February 8, 2023
Dr. Maria Altieri
As surgeons often make high-stakes, time-sensitive decisions, there is a growing interest in the use of clinically actionable analytics to augment surgical decision-making.
Among the many decision-support tools available, the POTTER (Predictive OpTimal Trees in Emergency Surgery Risk) artificial intelligence-based (AI) calculator has yielded promising results that harbor relatively unique potential for clinical application. POTTER—leveraging a flexible decision-tree-based machine-learning approach—has predictive accuracy that is on par with, or greater than, many other risk calculators. Its algorithm was validated using the ACS National Surgical Quality Improvement Program (NSQIP®) data from 2014. The Surgical Risk Preoperative Assessment System (SURPAS) model (developed and validated via ACS NSQIP data) and several algorithms reported by Chiew and colleagues have state-of-the-art accuracy for predicting mortality and postoperative intensive care unit (ICU) admission for broad, heterogenous surgical patient populations.1,2
Figure 1. POTTER Calculator
Although POTTER use has been reported for specific patient populations such as emergency surgical patients and elderly patients, the evidence suggests that this tool is broadly generalizable.3-5 Perhaps most importantly, POTTER is available in a user-friendly mobile application, making it ready for deployment in clinical settings to assess operative risk or to aid in counseling patients.

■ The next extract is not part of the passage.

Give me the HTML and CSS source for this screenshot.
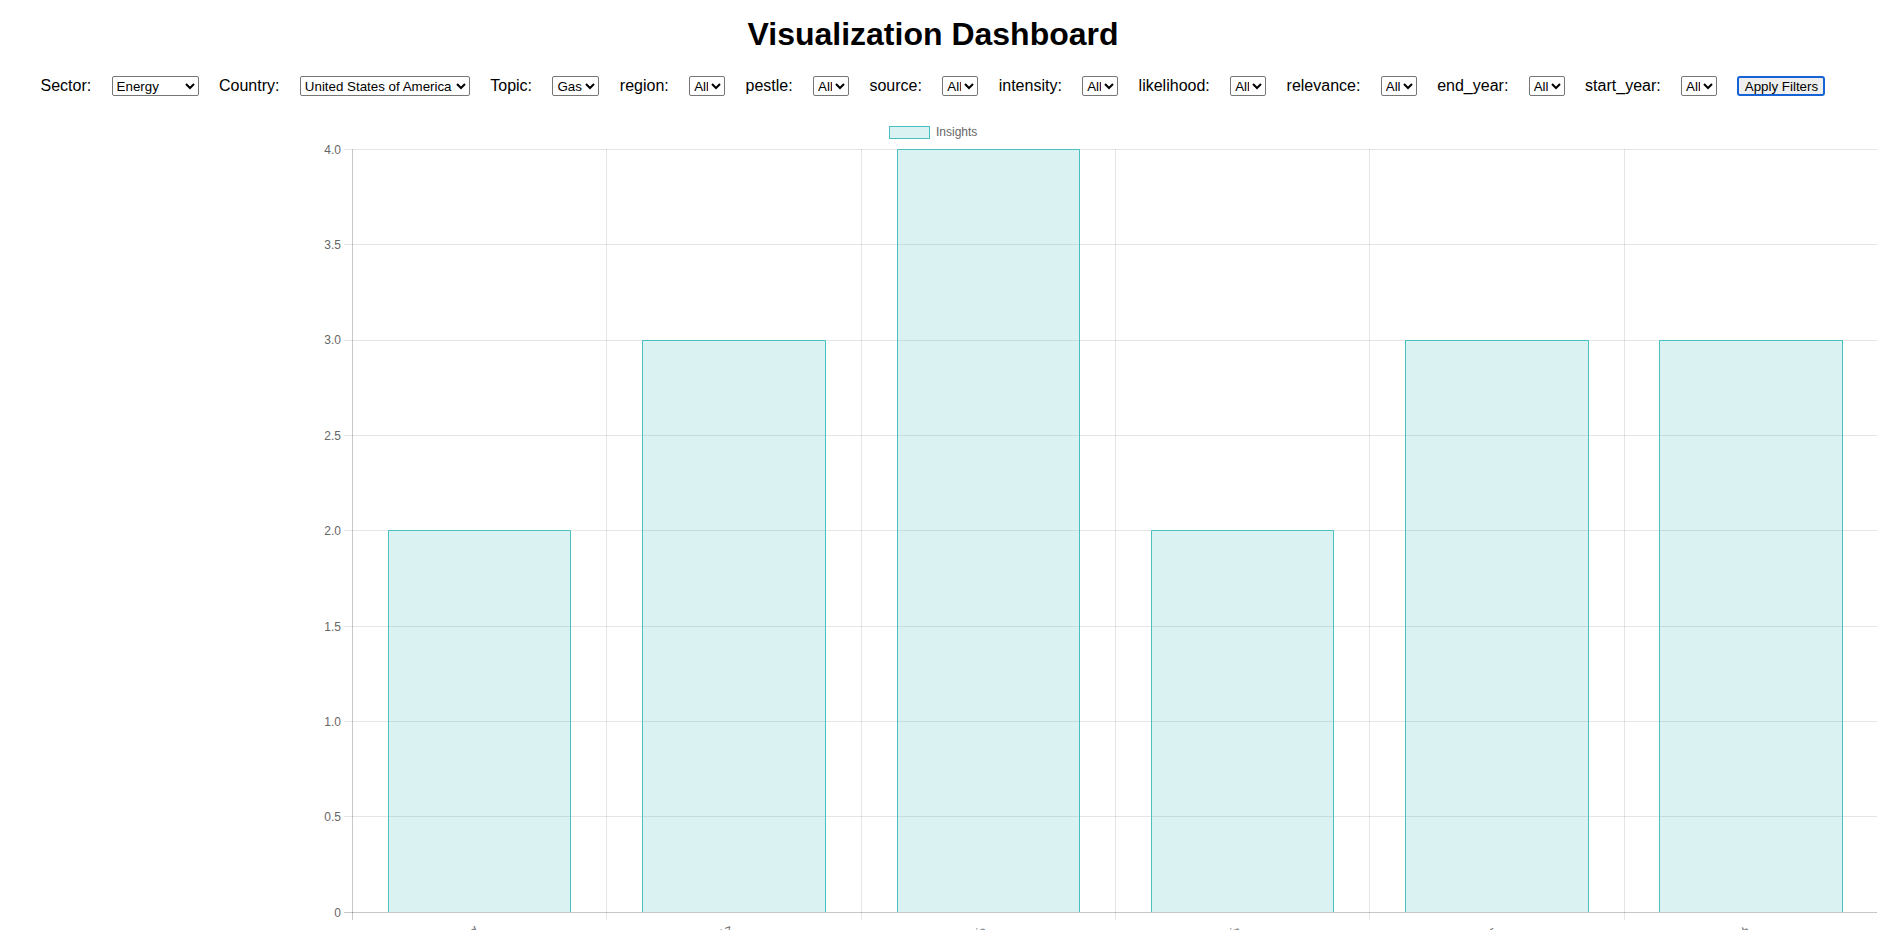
FILE: index.html
```html
<!DOCTYPE html>
<html lang="en">
<head>
<meta charset="utf-8">
<title>Visualization Dashboard</title>
<link rel="stylesheet" href="styles.css">
</head>
<body>
<header class="top">
  <h1 class="title">Visualization Dashboard</h1>
  <div class="filters">
    <label class="flabel" for="sector">Sector:</label>
    <select id="sector" class="fselect w-sector"><option>All</option><option selected>Energy</option></select>
    <label class="flabel" for="country">Country:</label>
    <select id="country" class="fselect w-country"><option>All</option><option selected>United States of America</option></select>
    <label class="flabel" for="topic">Topic:</label>
    <select id="topic" class="fselect w-topic"><option>All</option><option selected>Gas</option></select>
    <label class="flabel" for="region">region:</label>
    <select id="region" class="fselect w-all"><option>All</option></select>
    <label class="flabel" for="pestle">pestle:</label>
    <select id="pestle" class="fselect w-all"><option>All</option></select>
    <label class="flabel" for="source">source:</label>
    <select id="source" class="fselect w-all"><option>All</option></select>
    <label class="flabel" for="intensity">intensity:</label>
    <select id="intensity" class="fselect w-all"><option>All</option></select>
    <label class="flabel" for="likelihood">likelihood:</label>
    <select id="likelihood" class="fselect w-all"><option>All</option></select>
    <label class="flabel" for="relevance">relevance:</label>
    <select id="relevance" class="fselect w-all"><option>All</option></select>
    <label class="flabel" for="end_year">end_year:</label>
    <select id="end_year" class="fselect w-all"><option>All</option></select>
    <label class="flabel" for="start_year">start_year:</label>
    <select id="start_year" class="fselect w-all"><option>All</option></select>
    <button class="apply" type="button">Apply Filters</button>
  </div>
</header>

<svg class="chart" width="1877" height="824" viewBox="0 106 1877 824" xmlns="http://www.w3.org/2000/svg">
  <!-- legend -->
  <rect class="bar" x="889.5" y="126.5" width="40" height="12"/>
  <text class="legend-text" x="936" y="136">Insights</text>

  <!-- horizontal grid lines -->
  <g class="grid">
    <line x1="344" y1="149.5" x2="1877" y2="149.5"/>
    <line x1="344" y1="244.5" x2="1877" y2="244.5"/>
    <line x1="344" y1="340.5" x2="1877" y2="340.5"/>
    <line x1="344" y1="435.5" x2="1877" y2="435.5"/>
    <line x1="344" y1="530.5" x2="1877" y2="530.5"/>
    <line x1="344" y1="626.5" x2="1877" y2="626.5"/>
    <line x1="344" y1="721.5" x2="1877" y2="721.5"/>
    <line x1="344" y1="816.5" x2="1877" y2="816.5"/>
  </g>
  <!-- vertical grid lines -->
  <g class="grid">
    <line x1="606.5" y1="149" x2="606.5" y2="920"/>
    <line x1="861.5" y1="149" x2="861.5" y2="920"/>
    <line x1="1115.5" y1="149" x2="1115.5" y2="920"/>
    <line x1="1369.5" y1="149" x2="1369.5" y2="920"/>
    <line x1="1624.5" y1="149" x2="1624.5" y2="920"/>
  </g>
  <g class="axis">
    <line x1="352.5" y1="149" x2="352.5" y2="920"/>
    <line x1="344" y1="912.5" x2="1877" y2="912.5"/>
  </g>

  <!-- y tick labels -->
  <g class="tick">
    <text x="341" y="153.6">4.0</text>
    <text x="341" y="249">3.5</text>
    <text x="341" y="344.4">3.0</text>
    <text x="341" y="439.7">2.5</text>
    <text x="341" y="535.1">2.0</text>
    <text x="341" y="630.5">1.5</text>
    <text x="341" y="725.9">1.0</text>
    <text x="341" y="821.2">0.5</text>
    <text x="341" y="916.6">0</text>
  </g>

  <!-- bars -->
  <g>
    <rect class="bar-fill" x="388" y="530.5" width="183" height="381.5"/>
    <path class="bar-edge" d="M388.5 912V530.5H570.5V912"/>
    <rect class="bar-fill" x="642" y="340.5" width="184" height="571.5"/>
    <path class="bar-edge" d="M642.5 912V340.5H825.5V912"/>
    <rect class="bar-fill" x="897" y="149.5" width="183" height="762.5"/>
    <path class="bar-edge" d="M897.5 912V149.5H1079.5V912"/>
    <rect class="bar-fill" x="1151" y="530.5" width="183" height="381.5"/>
    <path class="bar-edge" d="M1151.5 912V530.5H1333.5V912"/>
    <rect class="bar-fill" x="1405" y="340.5" width="184" height="571.5"/>
    <path class="bar-edge" d="M1405.5 912V340.5H1588.5V912"/>
    <rect class="bar-fill" x="1659" y="340.5" width="184" height="571.5"/>
    <path class="bar-edge" d="M1659.5 912V340.5H1842.5V912"/>
  </g>

  <!-- x tick labels (rotated, mostly below the fold) -->
  <g class="tick xlabels">
    <text transform="translate(478 934) rotate(-18)">Natural gas demand will be sustained by cold weather and industrial load</text>
    <text transform="translate(733 934) rotate(-18)">U.S. LNG exports set to rise as new liquefaction capacity comes online in 2017</text>
    <text transform="translate(987 934) rotate(-18)">Shale gas output keeps rising across Appalachia</text>
    <text transform="translate(1241 934) rotate(-18)">Henry Hub prices expected to average higher in</text>
    <text transform="translate(1495 934) rotate(-18)">Gas-fired generation to overtake coal in the power sector this year</text>
    <text transform="translate(1750 934) rotate(-18)">Pipeline exports to Mexico hit a record high</text>
  </g>
</svg>
</body>
</html>
```

FILE: styles.css
```css
html, body {
  margin: 0;
  padding: 0;
  background: #ffffff;
}

body {
  font-family: "Liberation Sans", Arial, Helvetica, sans-serif;
  color: #000000;
  overflow: hidden;
}

.top {
  padding-right: 11px;
}

.title {
  margin: 16px 0 0;
  font-size: 32px;
  line-height: 37px;
  font-weight: bold;
  text-align: center;
}

.filters {
  margin-top: 23px;
  height: 20px;
  display: flex;
  align-items: center;
  justify-content: center;
  gap: 20.4px;
}

.flabel {
  font-size: 16px;
  line-height: 18px;
  white-space: nowrap;
}

.fselect {
  height: 20px;
  margin: 0;
  font-family: "Liberation Sans", Arial, sans-serif;
  font-size: 13.333px;
  color: #000000;
  background-color: #ffffff;
  border: 1px solid #767676;
  border-radius: 2px;
  box-sizing: border-box;
}

.w-sector { width: 87px; }
.w-country { width: 170px; }
.w-topic { width: 47px; }
.w-all { width: 36px; }

.apply {
  width: 88px;
  height: 20px;
  margin: 0;
  padding: 0;
  box-sizing: border-box;
  font-family: "Liberation Sans", Arial, sans-serif;
  font-size: 13.333px;
  color: #000000;
  background: #efefef;
  border: 2px solid #1663d6;
  border-radius: 3px;
}

.chart {
  display: block;
  margin-top: 10px;
}

.grid line {
  stroke: rgba(0, 0, 0, 0.1);
  stroke-width: 1;
}

.axis line {
  stroke: rgba(0, 0, 0, 0.22);
  stroke-width: 1;
}

.tick text {
  font-family: "Liberation Sans", Arial, Helvetica, sans-serif;
  font-size: 12px;
  fill: #666666;
  text-anchor: end;
}

.legend-text {
  font-family: "Liberation Sans", Arial, Helvetica, sans-serif;
  font-size: 12px;
  fill: #666666;
}

.bar {
  fill: rgba(75, 192, 192, 0.2);
  stroke: rgb(75, 192, 192);
  stroke-width: 1;
}

.bar-fill {
  fill: rgba(75, 192, 192, 0.2);
}

.bar-edge {
  fill: none;
  stroke: rgb(75, 192, 192);
  stroke-width: 1;
}
```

POTTER has some opportunities for improvement. The application requires manual data entry, which could be a small hindrance for some users, although it requires manual entry of less than 10 variables (see Figure 1).6
In contradistinction, AI predictive analytic platforms using automated electronic health record (EHR) data inputs obviate manual data entry requirements.7 Historically, there has been a lack of high-level evidence from prospective studies supporting automated EHR data entry, but recent evidence suggests that this approach is effective and can be deployed as a mobile device application.8
In addition, POTTER uses preoperative data and does not incorporate intraoperative data that are potentially informative in predicting postoperative complications. POTTER algorithms were trained primarily on outcomes in the US 2007–2013, which may not generalize well to other countries and may not accurately represent risk in 2023. Like most similar risk calculators, POTTER requires prospective validation and assessments of its effects on decision-making and patient outcomes.
Few studies have robustly tested the effects of AI-enabled decision support on clinical decision-making. The Hypotension Prediction (HYPE) trial9 is a notable exception. In a randomized study, the authors deployed an AI algorithm that predicted impending intraoperative hypotension. The HYPE trial showed that anesthesiologists using the algorithm acted earlier, differently, and more frequently, and their patients experienced fewer hypotensive events and less time-weighted hypotension.
Although unproven, it remains plausible that on a larger scale, the HYPE trial algorithm could decrease complications related to intraoperative hypotension (e.g., acute kidney injury), and thus improve patient outcomes.
Likewise, it remains to be determined whether the POTTER app and similar surgical AI decision support systems improve patient outcomes. Lupei, Sun, and colleagues10,11 previously have reported an AI model degradation from internal or external validation to real-time validation, as well as the impact of AI-enabled tools that are integrated into real-time clinical workflows. Although AI offers greater potential to accurately represent complex, nonlinear pathophysiology compared with basic statistical modeling, recent studies have demonstrated no great superiority of deep learning over regression in classifying illness severity of individual patients using readily available clinical data.12,13
For cases in which AI offers no predictive performance advantage, it may be preferable to use regression-based algorithms that are more easily interpreted by clinicians and have a longer, stronger record of success in clinical settings.
Our personal, anecdotal experience with POTTER is that it provides an accurate, data-driven prediction of postoperative complications, which can be useful adjuncts to shared decision-making processes and prognostic conversations with patients and caregivers, especially when the prognosis is poor.
The POTTER app is useful as it helps predict postoperative morbidity and mortality following emergency surgery compared to similar elective surgery. After inputting information regarding the patient, the user can select the outcome for which a risk estimate is desired. A series of questions follows, and each new question is based on the answer to the previous question as it forms a decision tree, which finally calculates the risk based on the previous responses. The final result predicts the risk of death for patients undergoing emergency general surgery procedures and 18 postoperative complications.
By augmenting, rather than replacing, the knowledge, intuition, and skills that surgeons offer their patients, clinically actionable predictive analytics can anchor decision-making and prognostication with objectivity and reduce the variability that is inherent to the provider-specific hypothetical, deductive reasoning that is the hallmark of current surgical decision-making practices.
The authors have no conflicts of interest related to the POTTER application.
The thoughts and opinions expressed in this viewpoint article are solely those of the authors and do not necessarily reflect those of the ACS.
Dr. Maria Altieri is the section chief of gastrointestinal surgery at the Hospital of the University of Pennsylvania (Penn) in Philadelphia and assistant professor of surgery at the Perelman School of Medicine at Penn.